2016 Low-water Season Ends
The GM writes to Consumer Associations
«Dear Chairpersons and Partners,
I wish to inform you that since last 20 June, we have shut down once and for all the Mape dam after that of Bamendjin, a few weeks earlier. The Sanaga intermediary catchment flow has exceeded the 920m3/s mark, thereby putting an end to flow rate regulation. Meanwhile, the contributions of Djerem at Mbakaou have equally exceeded the current stilling flow rate (350m3/s).

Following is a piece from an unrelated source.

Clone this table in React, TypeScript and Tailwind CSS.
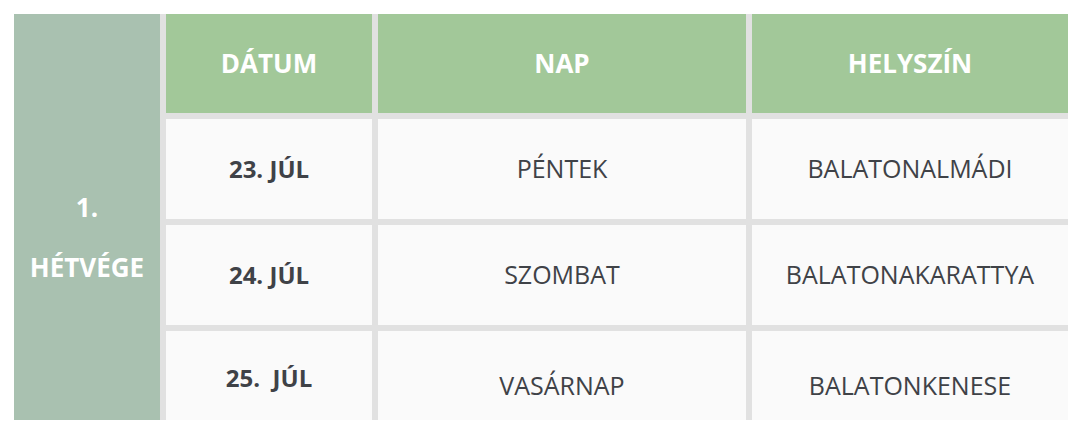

Thus, the low water period is considered ended on the South Interconnected Grid (SIG). Despite the 7 to 8% increase in demand (which translates into an additional need of 75 to 100 MW capacity per year) the supply/demand equilibrium has been maintained since the beginning of the year thanks to the combination of the following factors:
- The partial commissioning of the Lom Pangar dam, which made it possible, since the beginning of the low-water period in December 2015, for the Sanaga regulated flow to reach an average of 920 m3/second. In 2015, between May and June, the flow fluctuated between 500 and 600 m3/second. This year’s flow rate will enable the Songloulou and Edea power plants to generate about two times more energy than during the same period last year.
- Projects executed in the power plants aimed at increasing the availability of units (from 89.01% to 91.34% for hydro and from 52.35% to 66.26% for thermal). These efforts altogether generated additional 40 MW (+ 13 MW at the Limbe plant + 6MW at the Oyomabang plant + 20MW at the Edea plant and over 5 MW at the Bafoussam plant).
- Removal of Alucam: our customer has agreed to not consume 60MW out of the 190MW contractually expected from Eneo. A contribution that affords further flexibility to the system and guaranties capacity reserves.
It should be noted that during the 2015 low-water period, the power system witnessed 21 days of power outage during which blackouts affected customers’ activities.
Meanwhile, some localities are still experiencing power outages here and there due to incidents or planned work on the transmission and distribution networks. Most incidents are caused by the quality of wood poles, bad weather, vandalism, and overloaded transformers, which are in turn due to fraud or an ever-increasing demand. A network modernization plan needs to be initiated in order to resolve such incidents.”